*Items from a data source:*
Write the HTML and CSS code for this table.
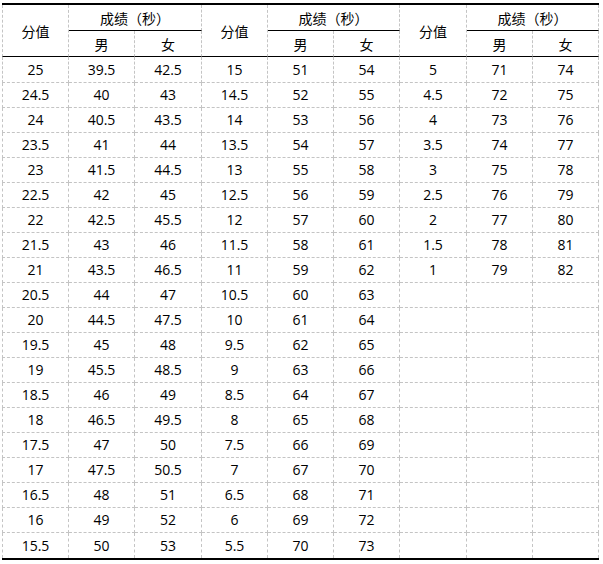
FILE: index.html
```html
<!DOCTYPE html>
<html lang="zh">
<head>
<meta charset="utf-8">
<title>成绩表</title>
<link rel="stylesheet" href="styles.css">
</head>
<body>
<table class="score">
  <colgroup>
    <col class="w67"><col class="w66"><col class="w67">
    <col class="w66"><col class="w66"><col class="w66">
    <col class="w67"><col class="w66"><col class="w66">
  </colgroup>
  <thead>
    <tr class="h1">
      <th rowspan="2" class="first hb">分值</th>
      <th colspan="2" class="sub">成绩（秒）</th>
      <th rowspan="2" class="hb">分值</th>
      <th colspan="2" class="sub">成绩（秒）</th>
      <th rowspan="2" class="hb">分值</th>
      <th colspan="2" class="sub">成绩（秒）</th>
    </tr>
    <tr class="h2">
      <th class="hb">男</th><th class="hb">女</th>
      <th class="hb">男</th><th class="hb">女</th>
      <th class="hb">男</th><th class="hb">女</th>
    </tr>
  </thead>
  <tbody>
    <tr class="r1"><td class="first">25</td><td>39.5</td><td>42.5</td><td>15</td><td>51</td><td>54</td><td>5</td><td>71</td><td>74</td></tr>
    <tr><td class="first">24.5</td><td>40</td><td>43</td><td>14.5</td><td>52</td><td>55</td><td>4.5</td><td>72</td><td>75</td></tr>
    <tr><td class="first">24</td><td>40.5</td><td>43.5</td><td>14</td><td>53</td><td>56</td><td>4</td><td>73</td><td>76</td></tr>
    <tr><td class="first">23.5</td><td>41</td><td>44</td><td>13.5</td><td>54</td><td>57</td><td>3.5</td><td>74</td><td>77</td></tr>
    <tr><td class="first">23</td><td>41.5</td><td>44.5</td><td>13</td><td>55</td><td>58</td><td>3</td><td>75</td><td>78</td></tr>
    <tr><td class="first">22.5</td><td>42</td><td>45</td><td>12.5</td><td>56</td><td>59</td><td>2.5</td><td>76</td><td>79</td></tr>
    <tr><td class="first">22</td><td>42.5</td><td>45.5</td><td>12</td><td>57</td><td>60</td><td>2</td><td>77</td><td>80</td></tr>
    <tr><td class="first">21.5</td><td>43</td><td>46</td><td>11.5</td><td>58</td><td>61</td><td>1.5</td><td>78</td><td>81</td></tr>
    <tr><td class="first">21</td><td>43.5</td><td>46.5</td><td>11</td><td>59</td><td>62</td><td>1</td><td>79</td><td>82</td></tr>
    <tr><td class="first">20.5</td><td>44</td><td>47</td><td>10.5</td><td>60</td><td>63</td><td></td><td></td><td></td></tr>
    <tr><td class="first">20</td><td>44.5</td><td>47.5</td><td>10</td><td>61</td><td>64</td><td></td><td></td><td></td></tr>
    <tr><td class="first">19.5</td><td>45</td><td>48</td><td>9.5</td><td>62</td><td>65</td><td></td><td></td><td></td></tr>
    <tr><td class="first">19</td><td>45.5</td><td>48.5</td><td>9</td><td>63</td><td>66</td><td></td><td></td><td></td></tr>
    <tr><td class="first">18.5</td><td>46</td><td>49</td><td>8.5</td><td>64</td><td>67</td><td></td><td></td><td></td></tr>
    <tr><td class="first">18</td><td>46.5</td><td>49.5</td><td>8</td><td>65</td><td>68</td><td></td><td></td><td></td></tr>
    <tr><td class="first">17.5</td><td>47</td><td>50</td><td>7.5</td><td>66</td><td>69</td><td></td><td></td><td></td></tr>
    <tr><td class="first">17</td><td>47.5</td><td>50.5</td><td>7</td><td>67</td><td>70</td><td></td><td></td><td></td></tr>
    <tr><td class="first">16.5</td><td>48</td><td>51</td><td>6.5</td><td>68</td><td>71</td><td></td><td></td><td></td></tr>
    <tr><td class="first">16</td><td>49</td><td>52</td><td>6</td><td>69</td><td>72</td><td></td><td></td><td></td></tr>
    <tr class="last"><td class="first">15.5</td><td>50</td><td>53</td><td>5.5</td><td>70</td><td>73</td><td></td><td></td><td></td></tr>
  </tbody>
</table>
</body>
</html>
```

FILE: styles.css
```css
html, body {
  margin: 0;
  padding: 0;
  background: #ffffff;
}

body {
  padding: 3px 0 0 2px;
}

.score {
  border-collapse: separate;
  border-spacing: 0;
  table-layout: fixed;
  width: 597px;
  border-top: 2px solid #000000;
  border-bottom: 2px solid #000000;
  font-family: "Open Sans", "Noto Sans CJK SC", sans-serif;
  font-size: 14px;
  color: #000000;
}

.w67 { width: 67px; }
.w66 { width: 66px; }

.score th,
.score td {
  padding: 0;
  text-align: center;
  vertical-align: middle;
  font-weight: normal;
  border-right: 1px dashed #c4c4c4;
  border-bottom: 1px dashed #c4c4c4;
  line-height: 18px;
  white-space: nowrap;
}

.score th {
  font-family: "Noto Sans CJK SC", sans-serif;
}

.score .first {
  border-left: 1px dashed #c4c4c4;
}

.score th.sub,
.score th.hb {
  border-bottom: 1px solid #000000;
}

.h1 { height: 26px; }
.h2 { height: 26px; }
.score tbody tr { height: 25px; }
.score tbody tr.r1 { height: 26px; }
.score tbody tr.last td { border-bottom: none; }
```
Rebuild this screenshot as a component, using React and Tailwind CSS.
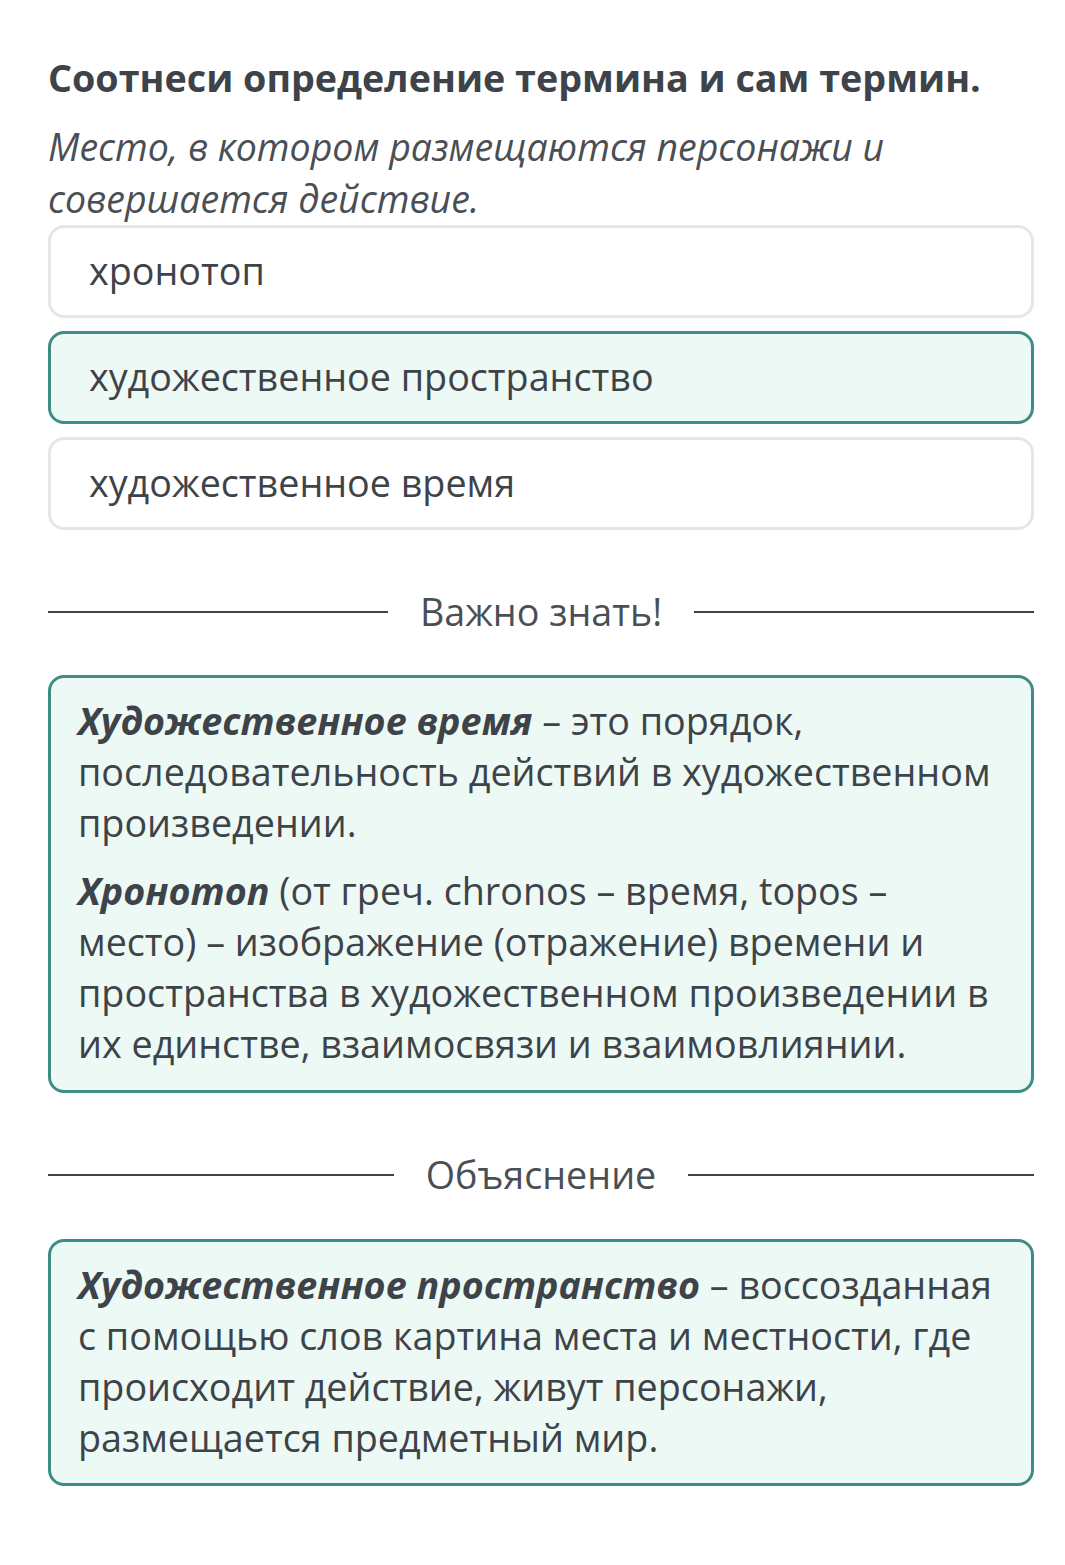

*WHAT YOU ARE ASKED TO DO:* The material above holds pictures; copy everything else in it exactly.

*EXERCISE RESULT:*
Write the HTML and CSS code for this table.
FILE: index.html
```html
<!DOCTYPE html>
<html lang="zh">
<head>
<meta charset="utf-8">
<title>成绩表</title>
<link rel="stylesheet" href="styles.css">
</head>
<body>
<table class="score">
  <colgroup>
    <col class="w67"><col class="w66"><col class="w67">
    <col class="w66"><col class="w66"><col class="w66">
    <col class="w67"><col class="w66"><col class="w66">
  </colgroup>
  <thead>
    <tr class="h1">
      <th rowspan="2" class="first hb">分值</th>
      <th colspan="2" class="sub">成绩（秒）</th>
      <th rowspan="2" class="hb">分值</th>
      <th colspan="2" class="sub">成绩（秒）</th>
      <th rowspan="2" class="hb">分值</th>
      <th colspan="2" class="sub">成绩（秒）</th>
    </tr>
    <tr class="h2">
      <th class="hb">男</th><th class="hb">女</th>
      <th class="hb">男</th><th class="hb">女</th>
      <th class="hb">男</th><th class="hb">女</th>
    </tr>
  </thead>
  <tbody>
    <tr class="r1"><td class="first">25</td><td>39.5</td><td>42.5</td><td>15</td><td>51</td><td>54</td><td>5</td><td>71</td><td>74</td></tr>
    <tr><td class="first">24.5</td><td>40</td><td>43</td><td>14.5</td><td>52</td><td>55</td><td>4.5</td><td>72</td><td>75</td></tr>
    <tr><td class="first">24</td><td>40.5</td><td>43.5</td><td>14</td><td>53</td><td>56</td><td>4</td><td>73</td><td>76</td></tr>
    <tr><td class="first">23.5</td><td>41</td><td>44</td><td>13.5</td><td>54</td><td>57</td><td>3.5</td><td>74</td><td>77</td></tr>
    <tr><td class="first">23</td><td>41.5</td><td>44.5</td><td>13</td><td>55</td><td>58</td><td>3</td><td>75</td><td>78</td></tr>
    <tr><td class="first">22.5</td><td>42</td><td>45</td><td>12.5</td><td>56</td><td>59</td><td>2.5</td><td>76</td><td>79</td></tr>
    <tr><td class="first">22</td><td>42.5</td><td>45.5</td><td>12</td><td>57</td><td>60</td><td>2</td><td>77</td><td>80</td></tr>
    <tr><td class="first">21.5</td><td>43</td><td>46</td><td>11.5</td><td>58</td><td>61</td><td>1.5</td><td>78</td><td>81</td></tr>
    <tr><td class="first">21</td><td>43.5</td><td>46.5</td><td>11</td><td>59</td><td>62</td><td>1</td><td>79</td><td>82</td></tr>
    <tr><td class="first">20.5</td><td>44</td><td>47</td><td>10.5</td><td>60</td><td>63</td><td></td><td></td><td></td></tr>
    <tr><td class="first">20</td><td>44.5</td><td>47.5</td><td>10</td><td>61</td><td>64</td><td></td><td></td><td></td></tr>
    <tr><td class="first">19.5</td><td>45</td><td>48</td><td>9.5</td><td>62</td><td>65</td><td></td><td></td><td></td></tr>
    <tr><td class="first">19</td><td>45.5</td><td>48.5</td><td>9</td><td>63</td><td>66</td><td></td><td></td><td></td></tr>
    <tr><td class="first">18.5</td><td>46</td><td>49</td><td>8.5</td><td>64</td><td>67</td><td></td><td></td><td></td></tr>
    <tr><td class="first">18</td><td>46.5</td><td>49.5</td><td>8</td><td>65</td><td>68</td><td></td><td></td><td></td></tr>
    <tr><td class="first">17.5</td><td>47</td><td>50</td><td>7.5</td><td>66</td><td>69</td><td></td><td></td><td></td></tr>
    <tr><td class="first">17</td><td>47.5</td><td>50.5</td><td>7</td><td>67</td><td>70</td><td></td><td></td><td></td></tr>
    <tr><td class="first">16.5</td><td>48</td><td>51</td><td>6.5</td><td>68</td><td>71</td><td></td><td></td><td></td></tr>
    <tr><td class="first">16</td><td>49</td><td>52</td><td>6</td><td>69</td><td>72</td><td></td><td></td><td></td></tr>
    <tr class="last"><td class="first">15.5</td><td>50</td><td>53</td><td>5.5</td><td>70</td><td>73</td><td></td><td></td><td></td></tr>
  </tbody>
</table>
</body>
</html>
```

FILE: styles.css
```css
html, body {
  margin: 0;
  padding: 0;
  background: #ffffff;
}

body {
  padding: 3px 0 0 2px;
}

.score {
  border-collapse: separate;
  border-spacing: 0;
  table-layout: fixed;
  width: 597px;
  border-top: 2px solid #000000;
  border-bottom: 2px solid #000000;
  font-family: "Open Sans", "Noto Sans CJK SC", sans-serif;
  font-size: 14px;
  color: #000000;
}

.w67 { width: 67px; }
.w66 { width: 66px; }

.score th,
.score td {
  padding: 0;
  text-align: center;
  vertical-align: middle;
  font-weight: normal;
  border-right: 1px dashed #c4c4c4;
  border-bottom: 1px dashed #c4c4c4;
  line-height: 18px;
  white-space: nowrap;
}

.score th {
  font-family: "Noto Sans CJK SC", sans-serif;
}

.score .first {
  border-left: 1px dashed #c4c4c4;
}

.score th.sub,
.score th.hb {
  border-bottom: 1px solid #000000;
}

.h1 { height: 26px; }
.h2 { height: 26px; }
.score tbody tr { height: 25px; }
.score tbody tr.r1 { height: 26px; }
.score tbody tr.last td { border-bottom: none; }
```
Rebuild this screenshot as a component, using React and Tailwind CSS.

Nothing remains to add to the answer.